Reading Time: 4 min read
Tags: interest tempo tip-20

As stablecoins mature beyond trading tools and into everyday financial instruments, expectations are changing. Users increasingly want stablecoins that are easy to use, reliable for payments, and capable of earning a return without unnecessary complexity. TIP-20 is a new token standard designed with those expectations in mind.

Developed on Tempo, TIP-20 is purpose-built for stablecoins and payment-focused tokens. While it draws inspiration from Ethereum’s ERC-20 standard, TIP-20 narrows the focus to what matters most for digital money: efficient transfers, predictable costs, and the ability to support interest or rewards in a straightforward way.

What Is TIP-20?

TIP-20 is a fungible token standard optimized for stablecoins rather than general-purpose crypto assets. Unlike traditional ERC-20 tokens, which treat all fungible assets the same, TIP-20 is designed around how stablecoins are actually used—held as cash-like balances, sent frequently, and increasingly expected to generate yield.

At its core, TIP-20 introduces native support for reward distribution. This allows issuers to design stablecoins that can share value with holders directly at the token level, without relying on separate staking contracts or third-party yield platforms.

How TIP-20 Supports Interest and Rewards

TIP-20 does not promise fixed interest by default. Instead, it provides the infrastructure for stablecoin issuers to offer interest-like rewards in a cleaner and more transparent way.

Rather than moving funds into external lending or staking systems, holders of a TIP-20 stablecoin can opt in to receive rewards distributed directly by the issuer. These rewards may be funded by transaction fees, treasury yield, or other revenue sources defined by the stablecoin’s design.

From a user perspective, this can resemble holding an interest-bearing stablecoin balance. Funds remain liquid and usable for payments, while rewards are accrued or distributed according to clearly defined rules set by the issuer.

Why Native Yield Matters for Stablecoins

Most stablecoin yield today exists outside the token itself. Users are required to trust additional platforms, accept lockups, or navigate complex DeFi systems in order to earn a return. This introduces friction and additional risk, especially for users who simply want a low-volatility place to store value.

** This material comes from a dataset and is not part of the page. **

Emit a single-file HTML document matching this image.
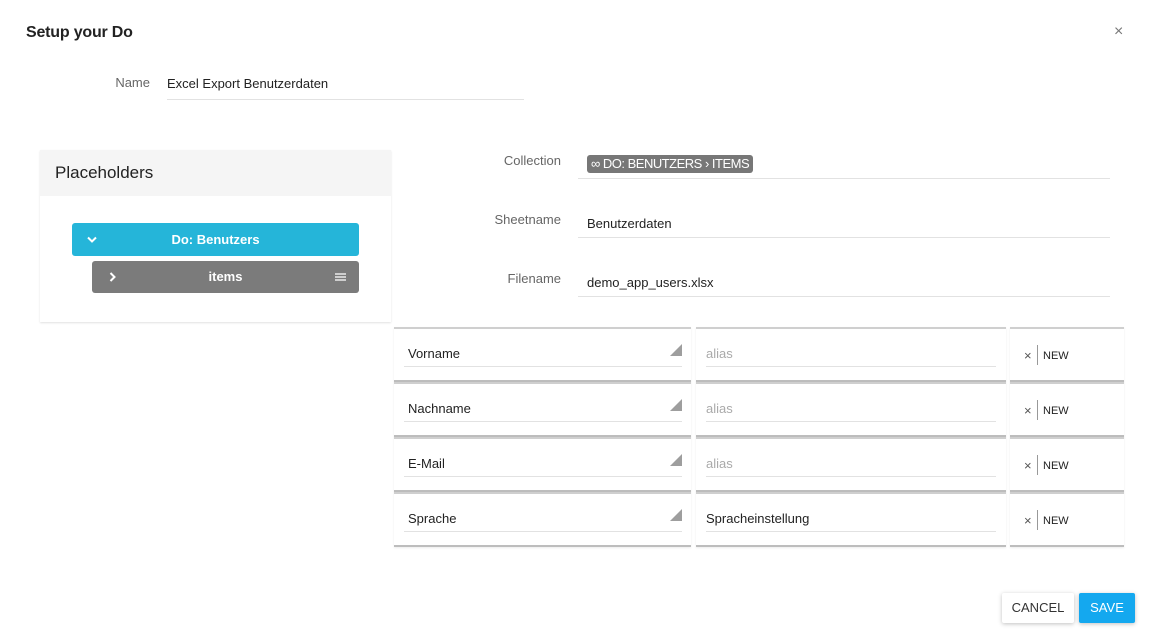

By making reward distribution a native feature, TIP-20 reduces that complexity. Yield does not need to be layered on through multiple contracts or intermediaries. This can improve transparency, simplify auditing, and make it easier for both users and institutions to understand how returns are generated.

Just as importantly, TIP-20 supports more sustainable yield models. Rather than depending on aggressive lending strategies, issuers can design rewards around real economic activity, aligning stablecoin incentives with long-term usage rather than short-term speculation.

Designed for Payments, Not Just Yield

While interest-bearing potential is a key feature, TIP-20 is equally focused on payments. Transactions are routed through payment-optimized infrastructure on the Tempo network, helping maintain consistent fees and reliable performance even as transaction volume grows.

Another practical benefit is that transaction fees can be paid directly in stablecoins. Users do not need to manage a separate gas token, which makes TIP-20-based stablecoins easier to use in consumer-facing applications and financial products.

This combination of payment efficiency and optional yield makes TIP-20 well-suited for use cases that resemble digital checking or savings accounts rather than purely speculative crypto assets.

What TIP-20 Signals for the Future of Stablecoin Yield

TIP-20 reflects a broader shift in the stablecoin market toward simpler, more financial-grade products. As regulation increases and mainstream adoption grows, stablecoins are expected to behave less like experimental DeFi primitives and more like dependable digital money.

By embedding reward distribution directly into the token standard, TIP-20 offers a foundation for stablecoins that can earn and share value without sacrificing usability. It does not replace lending platforms or advanced yield strategies, but it reduces the need for users to constantly move funds in search of returns.

Bottom Line

TIP-20 represents a more measured approach to interest-bearing stablecoins. Rather than chasing high yields, it focuses on clarity, simplicity, and real-world usability.